By contrast, the Democratic turnout in the nearby state of Mississippi, also a state with a high percentage of black voters but without a voter ID requirement, increased by only 2.35 percentage points. Turnout in the 2010 congressional election in Georgia was over 2.6 million voters- an increase of almost 500,000 voters over the 2006 election. While only 42.9 percent of registered black Georgians voted in 2006, 50.4 percent voted in 2010 with the voter ID law in effect, an increase of over 7 percentage points. As Georgia’s secretary of state recently pointed out, when compared to the 2006 election, voter turnout in 2010 “among African Americans outpaced the growth of that population’s pool of registered voters by more than 20 percentage points.”

And here is information from the secretary of state’s website in Georgia on voter ID including what is required, numbers you can call for more information, and details on how to obtain a free ID card at any county office.

Yes, that free ID card that is the equivalent of a poll tax according to some. It is unfortunate that liberals do injustice to a sad part in the nation’s history by comparing the two but here is what the courts said when that argument was made regarding the law in Georgia:

[Such an argument] represents a dramatic overstatement of what fairly constitutes a “poll tax.” Thus, the imposition of tangential burdens does not transform a regulation into a poll tax. Moreover, the cost of time and transportation cannot plausibly qualify as a prohibited poll tax because those same “costs” also result from voter registration and in-person voting requirements, which one would not reasonably construe as a poll tax.

Perhaps this is why voter ID has strong support across the country, as we will soon see in Mississippi. According to polling from June, 75 percent of voters support the photo identification requirement, including 85 percent of Republicans, 77 percent of independents, and 63 percent of Democrats. Yet try finding a Democratic politician who supports voter ID.

And it is possible that when opponents look at the actual numbers, rather than the rhetoric, they will begin to change their minds as was the case with former Alabama Congressman Arthur Davis, an African-American. Writing in the Montgomery Adviser, he opined:

When I was a congressman, I took the path of least resistance on this subject for an African American politician. Without any evidence to back it up, I lapsed into the rhetoric of various partisans and activists who contend that requiring photo identification to vote is a suppression tactic aimed at thwarting black voter participation.

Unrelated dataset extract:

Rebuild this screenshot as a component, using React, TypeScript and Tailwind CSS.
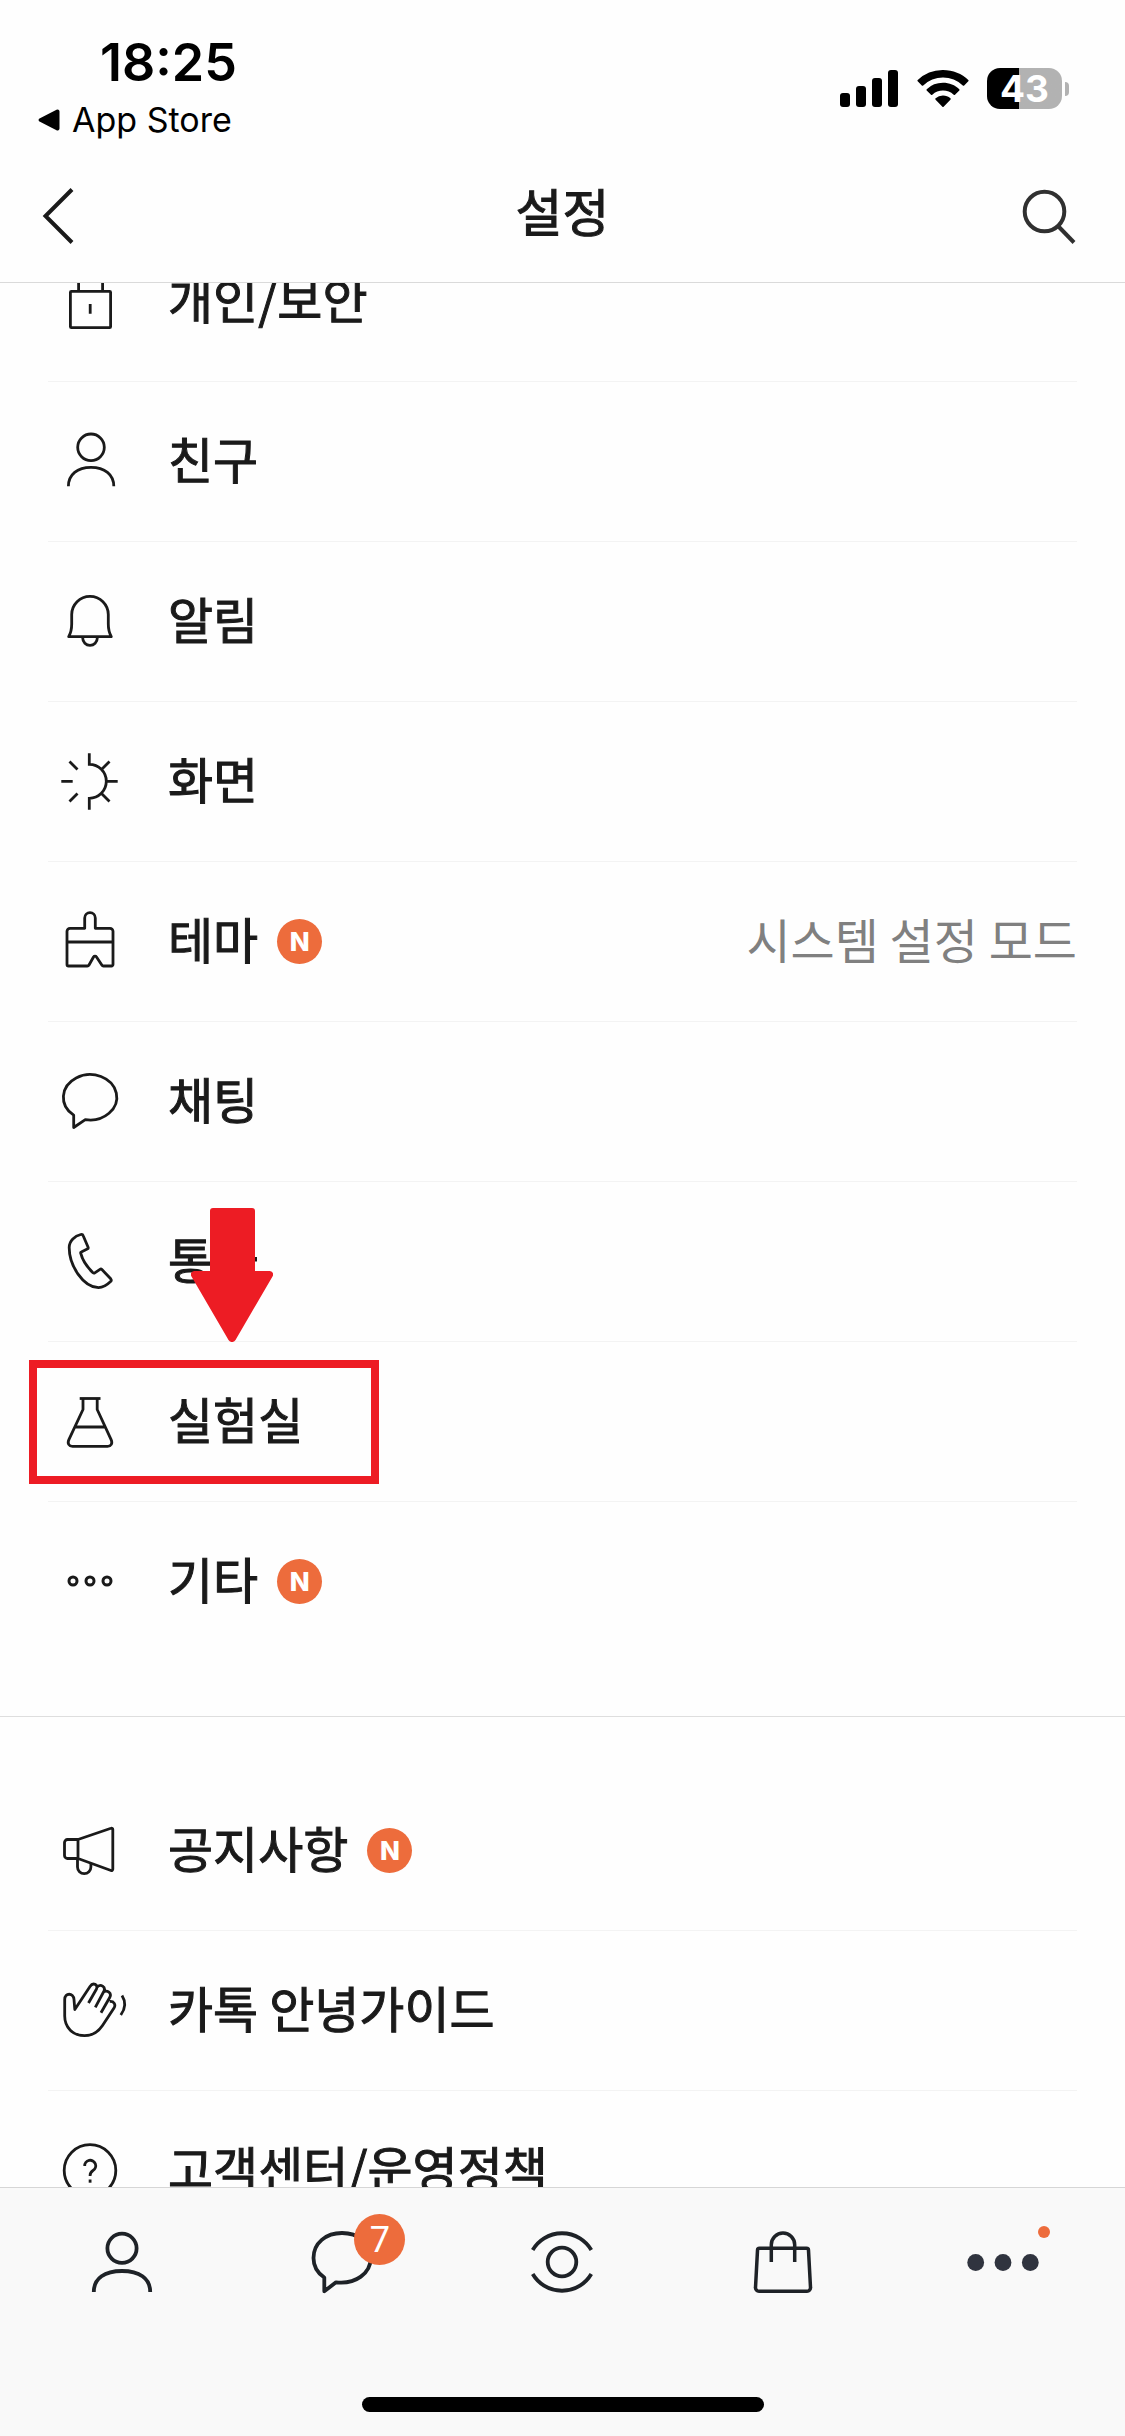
import type { ReactNode } from "react";

const KR = "font-['Noto_Sans_CJK_KR','Noto_Sans',sans-serif]";

function RowIcon({ children }: { children: ReactNode }) {
  return (
    <svg
      viewBox="0 0 60 61"
      className="h-[61px] w-[60px] shrink-0 overflow-visible"
      fill="none"
      stroke="#1a1a1a"
      strokeWidth="2.8"
      strokeLinejoin="round"
      aria-hidden="true"
    >
      {children}
    </svg>
  );
}

function TabIcon({ children }: { children: ReactNode }) {
  return (
    <svg
      viewBox="0 0 68 68"
      className="size-[68px] overflow-visible"
      fill="none"
      stroke="#1e2227"
      strokeWidth="3.8"
      strokeLinejoin="round"
      aria-hidden="true"
    >
      {children}
    </svg>
  );
}

type Item = {
  label: string;
  icon: ReactNode;
  isNew?: boolean;
  value?: string;
  highlighted?: boolean;
};

const mainItems: Item[] = [
  {
    label: "개인/보안",
    icon: (
      <>
        <rect x="10.4" y="20.3" width="40.2" height="36.4" rx="1" />
        <path d="M18.6 20V12a12 12 0 0 1 24 0v8M30.2 33v9.7" />
      </>
    ),
  },
  {
    label: "친구",
    icon: (
      <>
        <circle cx="31" cy="16.3" r="13.3" />
        <path d="M8.4 55.3C8.4 43.5 17.5 36.3 31 36.3S53.8 43.5 53.8 55.3" />
      </>
    ),
  },
  {
    label: "알림",
    icon: (
      <>
        <path d="M11.7 33V23.6a18.3 18.3 0 0 1 36.6 0V33c0 5 1.2 9.5 3 12.7H8.7c1.8-3.2 3-7.7 3-12.7z" />
        <path d="M22.7 45.7V47a7.3 7.3 0 0 0 14.6 0v-1.3" />
      </>
    ),
  },
  {
    label: "화면",
    icon: (
      <path
        strokeLinejoin="miter"
        d="M29.3 2.3v11a17 17 0 0 1 0 34v11.4M46.3 30.3h11.4M1.3 30.3h11.4M41.5 18.5l8-8M41.5 42.5l8 8M9.500 10.500l8 8M17.500 42.500l-8 8"
      />
    ),
  },
  {
    label: "테마",
    isNew: true,
    value: "시스템 설정 모드",
    icon: (
      <path d="M24.7 17.3V7a5.3 5.3 0 0 1 10.6 0v10.3H50a3 3 0 0 1 3 3V53.5a1.5 1.5 0 0 1-1.5 1.5H43.5a2 2 0 0 1-1.7-.9L36.5 46a1.8 1.8 0 0 0-3 0L29 54a2 2 0 0 1-1.7 1H8.5A1.5 1.5 0 0 1 7 53.5V20.3a3 3 0 0 1 3-3zM7 31H53" />
    ),
  },
  {
    label: "채팅",
    icon: <path d="M25.300 48.600A26.700 22.700 0 1 0 13.700 44.200V56.500z" />,
  },
  {
    label: "통화",
    icon: (
      <path d="M20.8 3.5a2 2 0 0 1 2.4 1.3L28 16a1.6 1.6 0 0 1-.8 2.1L21.3 21a1 1 0 0 0-.6 1.2C22.5 29.5 26.5 35.5 33 41.8a1.5 1.5 0 0 0 1.8.1L40 38.3a1.5 1.5 0 0 1 1.9.2L50.7 47.8a2 2 0 0 1-.1 2.7C47.5 53.5 43 56.5 38.5 56.7 23 56 9.2 34.5 9.2 16.5 9.2 9.5 15 5 20.8 3.5z" />
    ),
  },
  {
    label: "실험실",
    highlighted: true,
    icon: (
      <>
        <path d="M23 7.5V18.5L9 48.3C7 52.5 9 55.3 12.5 55.3h35c3.5 0 5.5-2.8 3.5-7L37.2 18.5V7.5M15.3 36h29.5" />
        <path d="M19.7 7.5h20.8" />
      </>
    ),
  },
  {
    label: "기타",
    isNew: true,
    icon: (
      <g strokeWidth="3">
        <circle cx="13" cy="30" r="4" />
        <circle cx="30" cy="30" r="4" />
        <circle cx="47" cy="30" r="4" />
      </g>
    ),
  },
];

const infoItems: Item[] = [
  {
    label: "공지사항",
    isNew: true,
    icon: (
      <>
        <path d="M18 19.5H7.5a3 3 0 0 0-3 3v13a3 3 0 0 0 3 3H18zM18 19.5 51 8.2a1.3 1.3 0 0 1 1.8 1.3V49.2a1.3 1.3 0 0 1-1.8 1.3L18 38.5" />
        <path d="M17.5 38.5V47a6.7 6.7 0 0 0 13.4 0V43.5" />
      </>
    ),
  },
  {
    label: "카톡 안녕가이드",
    icon: (
      <>
        <path d="M4.700 36V19.500C4.700 12.500 13.500 12.500 14 19.500L14.800 29.500 30 6.500c3-4.500 8.500-2 6.500 2.500L28.500 23" />
        <path d="M36.500 7.500c4-4.500 10-.5 7 4.500L35.300 27.300M43.200 12c4-2.500 9 1 6.500 5.500L41 32.700M49.700 21.500c4-.5 6.500 3 4.300 6.500L42.500 45.500C37.500 53 32 55.700 24.500 55.700 13 55.700 4.700 47.500 4.700 36" />
        <path d="M62 15.500c3.800 6 3.500 13-1.200 19.500" />
      </>
    ),
  },
  {
    label: "고객센터/운영정책",
    icon: (
      <>
        <circle cx="30" cy="30.5" r="25.8" />
        <path d="M24.7 26a5.5 5.5 0 1 1 8.3 4.5c-2 1.3-2.9 2.5-2.9 5v.5" />
        <path d="M30.1 39.5v3.2" />
      </>
    ),
  },
];

function SettingRow({ item, last }: { item: Item; last?: boolean }) {
  return (
    <li className={`relative h-40 border-b ${last ? "border-transparent" : "border-[#f3f3f3]"}`}>
      <button type="button" className="flex h-full w-full items-center pl-3 text-left">
        <RowIcon>{item.icon}</RowIcon>
        <span className="ml-12 pb-2 text-[49px] leading-[56px] whitespace-nowrap text-[#1a1a1a] [-webkit-text-stroke:1px]">
          {item.label}
        </span>
        {item.isNew && (
          <span className="ml-[19px] flex size-[45px] shrink-0 items-center justify-center rounded-full bg-[#ed6c3c] font-['Inter',sans-serif] text-[26px] leading-none font-extrabold text-white">
            N
          </span>
        )}
        {item.value && (
          <span className="ml-auto pb-2 text-[48px] leading-[56px] whitespace-nowrap text-[#808080]">{item.value}</span>
        )}
      </button>
      {item.highlighted && (
        <>
          <div className="pointer-events-none absolute top-[18px] -left-[19px] h-[124px] w-[350px] border-8 border-[#ed1c24]" />
          <svg
            viewBox="0 0 82 134"
            className="pointer-events-none absolute -top-[134px] left-[143px] h-[134px] w-[82px]"
            fill="#ed1c24"
            aria-hidden="true"
          >
            <path d="M22 0H61a3 3 0 0 1 3 3V63H78.500a3.500 3.500 0 0 1 3 5.500L44.500 132a4 4 0 0 1-7 0L.5 68.500A3.500 3.500 0 0 1 3.500 63H19V3a3 3 0 0 1 3-3z" />
          </svg>
        </>
      )}
    </li>
  );
}

function StatusBar() {
  return (
    <div className="flex h-[150px] items-start justify-between pr-14 pl-[38px] font-['Inter',sans-serif] text-black">
      <div className="pt-9">
        <div className="pl-[62px] text-[52px] leading-[54px] font-semibold">18:25</div>
        <a href="#app-store" className="mt-[10px] flex items-center gap-3 text-[34px] leading-[40px]">
          <svg viewBox="0 0 22 22" className="size-[22px]" aria-hidden="true">
            <path d="M1.500 9.500 18.500.8A2 2 0 0 1 21.500 2.500V19.500a2 2 0 0 1-3 1.700L1.500 12.500a1.700 1.700 0 0 1 0-3z" />
          </svg>
          App Store
        </a>
      </div>
      <div className="flex items-center pt-[68px]">
        <svg viewBox="0 0 58 37" className="h-[37px] w-[58px]" aria-label="신호 세기">
          <rect y="23" width="10" height="14" rx="3" />
          <rect x="16" y="16" width="10" height="21" rx="3" />
          <rect x="32" y="8" width="10" height="29" rx="3" />
          <rect x="48" width="10" height="37" rx="3" />
        </svg>
        <svg viewBox="0 0 52 37" className="ml-[19px] h-[37px] w-[52px]" aria-label="와이파이">
          <path d="M26 0C36 0 45 3.800 51.300 10a1 1 0 0 1 0 1.300L47.200 15.500a1 1 0 0 1-1.400 0A28.500 28.500 0 0 0 6.200 15.500a1 1 0 0 1-1.400 0L.7 11.300a1 1 0 0 1 0-1.300A36.500 36.500 0 0 1 26 0z" />
          <path d="M26 12.800c6.300 0 12 2.300 16.300 6.400a1 1 0 0 1 0 1.300L38 24.700a1 1 0 0 1-1.300 0 15.800 15.800 0 0 0-21.400 0 1 1 0 0 1-1.300 0L9.700 20.500a1 1 0 0 1 0-1.300A23.700 23.700 0 0 1 26 12.800z" />
          <path d="M26 25.500c2.800 0 5.400 1 7.400 2.800a1 1 0 0 1 0 1.400L26.600 36.700a.8.8 0 0 1-1.200 0L18.600 29.700a1 1 0 0 1 0-1.400A11 11 0 0 1 26 25.500z" />
        </svg>
        <div className="ml-[18px] flex h-[41px] w-[75px] items-center justify-center rounded-[13px] bg-linear-to-r from-black from-43% to-[#b2b2b2] to-43% text-[37px] leading-none font-bold text-white">
          43
        </div>
        <div className="ml-[3px] h-[14px] w-1 rounded-r-full bg-[#b2b2b2]" />
      </div>
    </div>
  );
}

const tabs: { name: string; icon: ReactNode; count?: string; dot?: boolean }[] = [
  {
    name: "친구",
    icon: (
      <>
        <circle cx="34" cy="20.3" r="14.6" />
        <path d="M5.8 64C5.8 50 17 43 34 43S62.2 50 62.2 64" />
      </>
    ),
  },
  {
    name: "채팅",
    count: "7",
    icon: <path d="M28 54.3C48 56.5 62.7 45 62.7 30 62.7 15 50 5 34 5S5.5 15 5.5 30C5.5 38.5 9.5 45 16.3 49.5V63.3z" />,
  },
  {
    name: "오픈채팅",
    icon: (
      <>
        <path d="M4.7 22a34 34 0 0 1 58.6 0M4.7 46a34 34 0 0 0 58.6 0" />
        <circle cx="34" cy="34" r="14.3" />
      </>
    ),
  },
  {
    name: "쇼핑",
    icon: (
      <g strokeWidth="3.5">
        <path d="M10.5 20.3H57.5a2 2 0 0 1 2 2L61.5 59.5a3.5 3.5 0 0 1-3.5 3.8H10a3.5 3.5 0 0 1-3.5-3.8L8.5 22.3a2 2 0 0 1 2-2z" />
        <path d="M22.3 34V16.7a11.7 11.7 0 0 1 23.4 0V34" />
      </g>
    ),
  },
  {
    name: "더보기",
    dot: true,
    icon: (
      <g fill="#30343f" stroke="none">
        <circle cx="6.7" cy="34.5" r="8.4" />
        <circle cx="34" cy="34.5" r="8.4" />
        <circle cx="61.3" cy="34.5" r="8.4" />
      </g>
    ),
  },
];

export default function App() {
  return (
    <div className={`flex h-screen flex-col overflow-hidden bg-[#fefefe] ${KR}`}>
      <header className="shrink-0 border-b border-[#dadada]">
        <StatusBar />
        <div className="grid h-[132px] grid-cols-[1fr_auto_1fr] items-center pr-10 pl-10">
          <button type="button" aria-label="뒤로" className="justify-self-start">
            <svg viewBox="0 0 36 60" className="h-[60px] w-9" fill="none" stroke="#1a1a1a" strokeWidth="4" aria-hidden="true">
              <path d="M32 3.500 5.500 30 32 56.500" />
            </svg>
          </button>
          <h1 className="pb-3 text-[51px] leading-[56px] text-[#1a1a1a] [-webkit-text-stroke:1px]">설정</h1>
          <button type="button" aria-label="검색" className="justify-self-end pr-[7px]">
            <svg viewBox="0 0 60 60" className="size-[60px]" fill="none" stroke="#303030" strokeWidth="4" aria-hidden="true">
              <circle cx="26.500" cy="25.500" r="19.800" />
              <path d="M40.500 40.500 56 56.500" />
            </svg>
          </button>
        </div>
      </header>

      <main className="min-h-0 flex-1 overflow-hidden">
        <ul className="mx-12 -mt-[61px]">
          {mainItems.map((item, i) => (
            <SettingRow key={item.label} item={item} last={i === mainItems.length - 1} />
          ))}
        </ul>
        <ul className="mt-[54px] border-t border-[#dedede] px-12 pt-[54px]">
          {infoItems.map((item) => (
            <SettingRow key={item.label} item={item} />
          ))}
        </ul>
      </main>

      <nav className="shrink-0 border-t border-[#d6d6d6] bg-[#f9f9f9] px-3 pt-10 pb-6">
        <div className="grid grid-cols-5 justify-items-center">
          {tabs.map((tab) => (
            <button key={tab.name} type="button" aria-label={tab.name} className="relative">
              <TabIcon>{tab.icon}</TabIcon>
              {tab.count && (
                <span className="absolute -top-[14px] left-[46px] flex size-[51px] items-center justify-center rounded-full bg-[#ed6c3c] font-['Roboto',sans-serif] text-[36px] leading-none font-normal text-white">
                  {tab.count}
                </span>
              )}
              {tab.dot && <span className="absolute -top-[2px] left-[69px] size-3 rounded-full bg-[#ed6c3c]" />}
            </button>
          ))}
        </div>
        <div className="mx-auto mt-[101px] h-[15px] w-[402px] rounded-full bg-black" />
      </nav>
    </div>
  );
}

The truth is that the most aggressive contemporary voter suppression in the African American community, at least in Alabama, is the wholesale manufacture of ballots, at the polls and absentee, in parts of the Black Belt.

The fact that a law that is unlikely to impede a single good faith voter- and that only gives voting the same elements of security as writing a check at the store, or obtaining a library card- is controversial does say much about the raw feelings in our current politics.

The case for voter ID, however, is a good one, and it ought to make politics a little cleaner and the process of conducting elections much fairer. I wish I’d gotten it right the first time.

But, as a fair warning, the rhetoric will not stop on November 8. But based on similar court rulings, Mississippi should be good regardless of what the Justice Department tries to do.

7 Comments leave one →
  1. Republican Dawg permalink
    October 25, 2011 4:11 pm

    “And it is possible that when opponents look at the actual numbers, rather than the rhetoric, they will begin to change their minds as was the case with former Alabama Congressman Arthur Davis, an African-American.”

    One problem, for the most part you’re not dealing with people who care about facts. They care about emotions and rhetoric.

  2. Grizz permalink
    October 25, 2011 5:58 pm

    no documentación,no el voto.el periodo.

  3. October 25, 2011 7:10 pm

    You really should tell the whole story and not just part of it. You can’t compare Mississippi to Georgia when it comes to voting. Yes, Georgia has voter ID and yes they had a record turnout in 2008 for the presidential election. And yes, there was a record number of African Americans voting. The point you conveniently didn’t mention is that GEORGIA HAS EARLY VOTING. Yes, that actually makes a difference. Also, if i’m not mistaken, the Mississippi legislature voted down the compromise a couple of years ago that would have included voter ID and early voting. You guys are funny. I get it though. You have to play to the low information people.

    By the way, voter ID may very well pass in Mississippi. You and I know that this has nothing to do with the integrity of voting or increasing voting. It’s your convenient excuse. But i’m not here to debate that point. You have your opinion and I have mine. By the way, did I miss your article on your push to have early voting in Mississippi? Further, if voter ID passes, you can look for the state of Mississippi to lose a bit of revenue because you will have a massive voter ID drive that will surpass what they brought in last fiscal year by charging for the state IDs (100,000 IDs at $14.00 per). Yes, it is being contested but there is always a contingency plan. What is meant for bad generally turns to good.

    • Red Coat permalink
      October 26, 2011 11:17 am

      You can’t have early voting without a voter ID requirement. That’s just asking for voter fraud. I’m a proponent of early voting, have lived in another state that offered it, and it was a big convenience for those of us who worked for a living (and paid taxes). But first things first: we need to get voter ID in place and then we can work on early voting.

  4. October 25, 2011 7:26 pm

    I missed a point. You would think that since early voting set a record in Georgia in 2008 among African Americans that the state would use it to further validate their early voting and voter ID laws. Instead the Georgia legislature passed a bill in May 2011, signed into law by their governor, that SHORTENED the early voting period from 45 days to 21 days. All this in the name of ‘saving money’. Yeah Right!

  5. October 28, 2011 7:57 pm

    Voter ID is a blockade on votes by people with less access to resources. This is big government at its finest.